- _GIVEN PROBLEM_: Skip any picture you find and retype all the remaining lines exactly.

- _RAW DATA_:

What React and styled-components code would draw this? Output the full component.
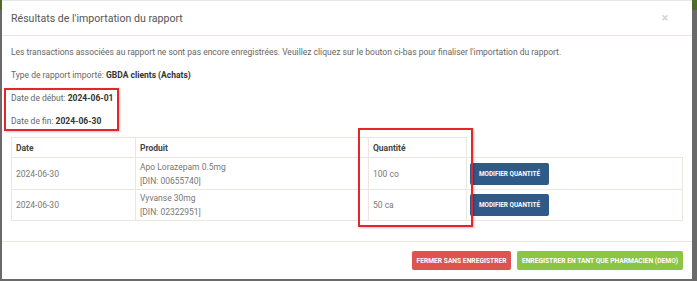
import React from 'react'
import styled, { createGlobalStyle } from 'styled-components'

const GlobalStyle = createGlobalStyle`
  html, body {
    margin: 0;
    padding: 0;
    background: #5f5f5f;
    font-family: Roboto, "Liberation Sans", sans-serif;
  }
  * { box-sizing: border-box; }
`

const Backdrop = styled.div`
  width: 697px;
  height: 281px;
  padding: 0 5px 2px 2px;
  background: linear-gradient(to bottom, #4e6b2a 0, #4e6b2a 10px, #6a6a6a 10px);
`

const Modal = styled.div`
  position: relative;
  height: 279px;
  background: #fff;
  border-top: 1px solid #e9e7e4;
  display: flex;
  flex-direction: column;
`

const Header = styled.div`
  height: 35px;
  border-bottom: 1px solid #ebe6df;
  display: flex;
  align-items: center;
  justify-content: space-between;
  padding: 0 24px 0 9px;
`

const Title = styled.h4`
  margin: 0;
  font-size: 10.6px;
  font-weight: 400;
  color: #555;
`

const Close = styled.span`
  font-size: 12px;
  color: #d8d3cc;
  font-weight: 700;
`

const Body = styled.div`
  padding: 10px 9px 20px 9px;
  border-bottom: 1px solid #ebe6df;
`

const Para = styled.p`
  margin: 0 0 ${p => p.gap || 11}px;
  font-size: 8.5px;
  line-height: 12px;
  color: #666;

  b { color: #333; font-weight: 700; }
`

const Table = styled.table`
  width: 672px;
  border-collapse: collapse;
  font-size: 8.5px;
  color: #777;
`

const Th = styled.th`
  height: 20px;
  text-align: left;
  padding: 0 4px;
  font-weight: 700;
  color: #444;
  border: 1px solid #ebe6df;
  width: ${p => p.w}px;

  &:last-child {
    border-top: none;
    border-right: none;
  }
`

const Td = styled.td`
  height: ${p => p.h || 32}px;
  padding: 0 4px;
  line-height: 14px;
  border: 1px solid #ebe6df;
  vertical-align: middle;

  &:last-child { padding-left: 3px; }
`

const EditButton = styled.button`
  width: 79px;
  height: 22px;
  border: none;
  border-radius: 2px;
  background: #2f5a88;
  color: #fff;
  font-family: Roboto, "Liberation Sans", sans-serif;
  font-size: 6.4px;
  font-weight: 700;
  padding: 0;
`

const Footer = styled.div`
  flex: 1;
  display: flex;
  justify-content: flex-end;
  align-items: flex-start;
  gap: 6px;
  padding: 9px 9px 0;
`

const FooterButton = styled.button`
  height: 19px;
  width: ${p => p.w}px;
  border: none;
  border-radius: 2px;
  background: ${p => (p.danger ? '#dc5350' : '#8cc443')};
  color: #fff;
  font-family: Roboto, "Liberation Sans", sans-serif;
  font-size: 6.7px;
  font-weight: 700;
  padding: 0;
`

const Highlight = styled.div`
  position: absolute;
  left: ${p => p.x}px;
  top: ${p => p.y}px;
  width: ${p => p.w}px;
  height: ${p => p.h}px;
  border: 2px solid #e3262b;
  box-shadow: 1px 1px 2px rgba(0, 0, 0, 0.25);
  pointer-events: none;
`

const rows = [
  { date: '2024-06-30', name: 'Apo Lorazepam 0.5mg', din: '00655740', qty: '100 co', h: 32 },
  { date: '2024-06-30', name: 'Vyvanse 30mg', din: '02322951', qty: '50 ca', h: 31 },
]

export default function App() {
  return (
    <>
      <GlobalStyle />
      <Backdrop>
        <Modal>
          <Header>
            <Title>Résultats de l'importation du rapport</Title>
            <Close>×</Close>
          </Header>
          <Body>
            <Para>
              Les transactions associées au rapport ne sont pas encore enregistrées. Veuillez cliquez sur le bouton ci-bas pour finaliser l'importation du rapport.
            </Para>
            <Para>
              Type de rapport importé: <b>GBDA clients (Achats)</b>
            </Para>
            <Para>
              Date de début: <b>2024-06-01</b>
            </Para>
            <Para gap={10}>
              Date de fin: <b>2024-06-30</b>
            </Para>
            <Table>
              <thead>
                <tr>
                  <Th w={124}>Date</Th>
                  <Th w={233}>Produit</Th>
                  <Th w={98}>Quantité</Th>
                  <Th />
                </tr>
              </thead>
              <tbody>
                {rows.map(r => (
                  <tr key={r.din}>
                    <Td h={r.h}>{r.date}</Td>
                    <Td h={r.h}>
                      {r.name}
                      <br />
                      [DIN: {r.din}]
                    </Td>
                    <Td h={r.h}>{r.qty}</Td>
                    <Td h={r.h}>
                      <EditButton>MODIFIER QUANTITÉ</EditButton>
                    </Td>
                  </tr>
                ))}
              </tbody>
            </Table>
          </Body>
          <Footer>
            <FooterButton danger w={99}>FERMER SANS ENREGISTRER</FooterButton>
            <FooterButton w={166}>ENREGISTRER EN TANT QUE PHARMACIEN (DEMO)</FooterButton>
          </Footer>
          <Highlight x={2} y={87} w={115} h={43} />
          <Highlight x={356} y={127} w={115} h={99} />
        </Modal>
      </Backdrop>
    </>
  )
}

- _WRITTEN RESPONSE_:
What React and styled-components code would draw this? Output the full component.
import React from 'react'
import styled, { createGlobalStyle } from 'styled-components'

const GlobalStyle = createGlobalStyle`
  html, body {
    margin: 0;
    padding: 0;
    background: #5f5f5f;
    font-family: Roboto, "Liberation Sans", sans-serif;
  }
  * { box-sizing: border-box; }
`

const Backdrop = styled.div`
  width: 697px;
  height: 281px;
  padding: 0 5px 2px 2px;
  background: linear-gradient(to bottom, #4e6b2a 0, #4e6b2a 10px, #6a6a6a 10px);
`

const Modal = styled.div`
  position: relative;
  height: 279px;
  background: #fff;
  border-top: 1px solid #e9e7e4;
  display: flex;
  flex-direction: column;
`

const Header = styled.div`
  height: 35px;
  border-bottom: 1px solid #ebe6df;
  display: flex;
  align-items: center;
  justify-content: space-between;
  padding: 0 24px 0 9px;
`

const Title = styled.h4`
  margin: 0;
  font-size: 10.6px;
  font-weight: 400;
  color: #555;
`

const Close = styled.span`
  font-size: 12px;
  color: #d8d3cc;
  font-weight: 700;
`

const Body = styled.div`
  padding: 10px 9px 20px 9px;
  border-bottom: 1px solid #ebe6df;
`

const Para = styled.p`
  margin: 0 0 ${p => p.gap || 11}px;
  font-size: 8.5px;
  line-height: 12px;
  color: #666;

  b { color: #333; font-weight: 700; }
`

const Table = styled.table`
  width: 672px;
  border-collapse: collapse;
  font-size: 8.5px;
  color: #777;
`

const Th = styled.th`
  height: 20px;
  text-align: left;
  padding: 0 4px;
  font-weight: 700;
  color: #444;
  border: 1px solid #ebe6df;
  width: ${p => p.w}px;

  &:last-child {
    border-top: none;
    border-right: none;
  }
`

const Td = styled.td`
  height: ${p => p.h || 32}px;
  padding: 0 4px;
  line-height: 14px;
  border: 1px solid #ebe6df;
  vertical-align: middle;

  &:last-child { padding-left: 3px; }
`

const EditButton = styled.button`
  width: 79px;
  height: 22px;
  border: none;
  border-radius: 2px;
  background: #2f5a88;
  color: #fff;
  font-family: Roboto, "Liberation Sans", sans-serif;
  font-size: 6.4px;
  font-weight: 700;
  padding: 0;
`

const Footer = styled.div`
  flex: 1;
  display: flex;
  justify-content: flex-end;
  align-items: flex-start;
  gap: 6px;
  padding: 9px 9px 0;
`

const FooterButton = styled.button`
  height: 19px;
  width: ${p => p.w}px;
  border: none;
  border-radius: 2px;
  background: ${p => (p.danger ? '#dc5350' : '#8cc443')};
  color: #fff;
  font-family: Roboto, "Liberation Sans", sans-serif;
  font-size: 6.7px;
  font-weight: 700;
  padding: 0;
`

const Highlight = styled.div`
  position: absolute;
  left: ${p => p.x}px;
  top: ${p => p.y}px;
  width: ${p => p.w}px;
  height: ${p => p.h}px;
  border: 2px solid #e3262b;
  box-shadow: 1px 1px 2px rgba(0, 0, 0, 0.25);
  pointer-events: none;
`

const rows = [
  { date: '2024-06-30', name: 'Apo Lorazepam 0.5mg', din: '00655740', qty: '100 co', h: 32 },
  { date: '2024-06-30', name: 'Vyvanse 30mg', din: '02322951', qty: '50 ca', h: 31 },
]

export default function App() {
  return (
    <>
      <GlobalStyle />
      <Backdrop>
        <Modal>
          <Header>
            <Title>Résultats de l'importation du rapport</Title>
            <Close>×</Close>
          </Header>
          <Body>
            <Para>
              Les transactions associées au rapport ne sont pas encore enregistrées. Veuillez cliquez sur le bouton ci-bas pour finaliser l'importation du rapport.
            </Para>
            <Para>
              Type de rapport importé: <b>GBDA clients (Achats)</b>
            </Para>
            <Para>
              Date de début: <b>2024-06-01</b>
            </Para>
            <Para gap={10}>
              Date de fin: <b>2024-06-30</b>
            </Para>
            <Table>
              <thead>
                <tr>
                  <Th w={124}>Date</Th>
                  <Th w={233}>Produit</Th>
                  <Th w={98}>Quantité</Th>
                  <Th />
                </tr>
              </thead>
              <tbody>
                {rows.map(r => (
                  <tr key={r.din}>
                    <Td h={r.h}>{r.date}</Td>
                    <Td h={r.h}>
                      {r.name}
                      <br />
                      [DIN: {r.din}]
                    </Td>
                    <Td h={r.h}>{r.qty}</Td>
                    <Td h={r.h}>
                      <EditButton>MODIFIER QUANTITÉ</EditButton>
                    </Td>
                  </tr>
                ))}
              </tbody>
            </Table>
          </Body>
          <Footer>
            <FooterButton danger w={99}>FERMER SANS ENREGISTRER</FooterButton>
            <FooterButton w={166}>ENREGISTRER EN TANT QUE PHARMACIEN (DEMO)</FooterButton>
          </Footer>
          <Highlight x={2} y={87} w={115} h={43} />
          <Highlight x={356} y={127} w={115} h={99} />
        </Modal>
      </Backdrop>
    </>
  )
}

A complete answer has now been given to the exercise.